Göçebe hayatın Türkler üzerindeki etkileri
Asırlar boyunca göçebe bir yaşam süren Türklere, bu hayat tarzının getirdiği pek çok farklı özellik vardı. Yerleşik hayata sahip olmadıkları dönemde çadır, at, avcılık gibi alanlarda kendilerini oldukça iyi yetiştirdiler. Gelin, göçebe hayatın Türklere neler kattığına birlikte bakalım...
Giriş Tarihi: 13.11.2022
10:55
Güncelleme Tarihi: 13.11.2022
19:15
🔷 Göçebe Türklerde bütün toplum kadını ve erkeğiyle süvariydi. Bütün toplum askeri sistem içerisinde bir yere sahipti.
🔷 Türklerde ordunun oluşmasının temelini Başer, şöyle anlattı:
"At sürülerinin sevk ve idaresi konusu önemlidir. Oradan örgütlenme kültürü oluşacak. Binlerce çobanın birlikte koordine etmesi bir kültüre bağlı. Binlerce kilometre kare bir alanda sürüyü sevk eden çobanlar haberleşmek zorunda. Borular ve davullarla haberleşen çobanlar, koordineli hareket ettiler. Bu da bugün ordu dediğimiz yapının doğmasını sağladı. Toplum at sürülerinin peşinde hayatına devam ettiği için bütün üyeler gönüllü bir şekilde katılır, disiplin kazanırlar."
Eski Orta Asya kültürleri
Batı'nın şövalye algısının kaynağı
🔷 Batı'nın seçkinlerine şövalye denmesinin temel sebebi, at sürebilmeleridir. Kelime itibarıyla şövalye, "atlı" demektir. Bu durum Türk toplumunda doğal iken Batı'da at bilen kimseler üst sınıf sayılırdı.
🔷 Toprakla meşgul Batı insanı, savaştan ve koordineden uzaktı. Büyük kesimi piyadeden oluşan Batılı devletlerin Asya karşısındaki savaşlarda başarısız olmasının temel nedenlerinden biri buydu.
Batı'nın karanlık sureti
🔷 Kölelik konusuna da değinilen programda Başer, çarpıcı bilgiler paylaştı:
"At üstündeki toplumda köleleşme imkanı yoktur.
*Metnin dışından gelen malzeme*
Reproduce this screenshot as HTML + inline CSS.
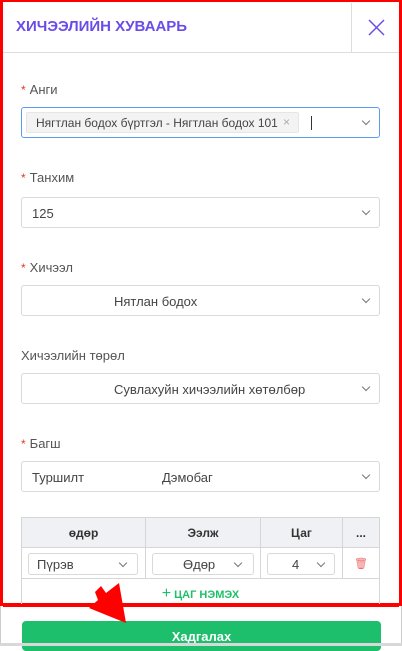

Türkçede "köle" kelimesi yoktur. Bu kelime, bütün dünya dillerinde var olduğu halde Türkçede olmaması belge niteliğindedir. Bu toplumun köle olmadığı ve köle kullanmadığı anlamına gelir."
Kölelik müessesesini ıslah eden medeniyet
🔷 Eski Türk toplumları, atların da verdiği disiplin sonucunda dengeli olmak zorundaydı. Fiziki olarak daima dengede kalmaya çalışan Türkler, zihinsel manada da diri olmak durumundaydı. Bu sebeple duygularını çok iyi kontrol ederlerdi.
🔷 Beşer, dengeli toplumu şöyle özetledi:
"Bireysellikle toplumsallığı dengede tutmak. Akıl ile gönlü bir ve beraber işler halde tutmak. Karar verme yetkinliği ile itaati bir ve dengede tutmak. Örgütlü hareket etme ile ferdi hareket etmeyi beraber becerebilen bir dengede tutmak. Ne Doğu'da ne de Batı'daki yapıya benzemeyen bir denge toplumu var Türklerde. Sınıflı olmayan, ehliyet ve liyakate mecburen önem vermek zorunda olan bir yapı."